Sustainability and Islamic Finance

Al Rajhi Bank’s leadership is also increasingly tied to sustainable finance. In March 2024, Reuters reported that Al Rajhi Bank raised $1 billion through a five-year sustainable sukuk, with proceeds intended to support the bank’s financial and strategic objectives under its sustainable finance framework.

The transaction highlighted the overlap between Islamic finance and sustainability. Sukuk markets have long been a core funding channel for Islamic institutions, but sustainable sukuk add another layer by connecting Sharia-compliant finance with environmental and social objectives.

That scale makes the shift strategically important for Al Rajhi Bank. Sustainable finance is becoming a larger part of how governments, corporations and financial institutions raise capital, while Gulf banks face growing expectations to align with national transformation plans, climate goals and responsible investment frameworks.

Al-Mogbel’s leadership sits within that wider shift.
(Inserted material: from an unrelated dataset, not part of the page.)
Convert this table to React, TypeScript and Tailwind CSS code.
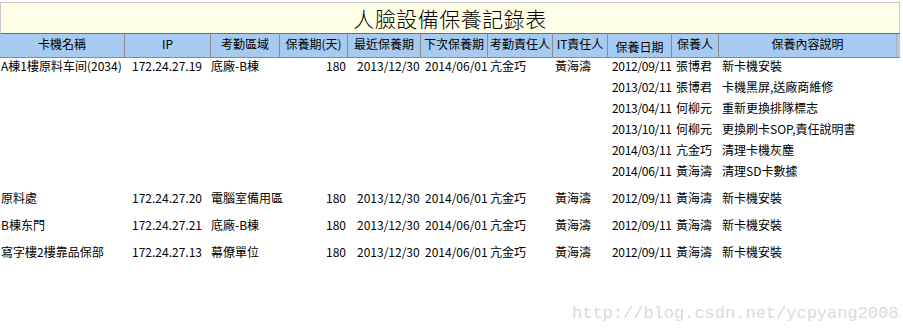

Al Rajhi Bank’s future growth is likely to depend not only on balance sheet expansion, but also on how effectively it connects Islamic finance principles with modern demands for transparency, sustainability and digital access.

A Leadership Profile Built on Continuity

Al-Mogbel’s story is not one of sudden disruption. It is a story of continuity, institutional knowledge and controlled modernization. He rose through the bank’s internal leadership ranks, took over as CEO in 2020 and later added the managing director and board member roles.

That trajectory gives him a different profile from executives known mainly for external deal-making or dramatic restructurings. His leadership is more closely tied to execution inside a large, complex and systemically important financial institution.

Under Al-Mogbel, Al Rajhi Bank has continued to present itself as a disciplined, Sharia-compliant institution adapting to a faster, more digital financial environment. The next test will be whether it can keep that balance as competition intensifies, customer expectations rise and the region’s banking sector becomes more connected to technology, sustainability and global capital flows.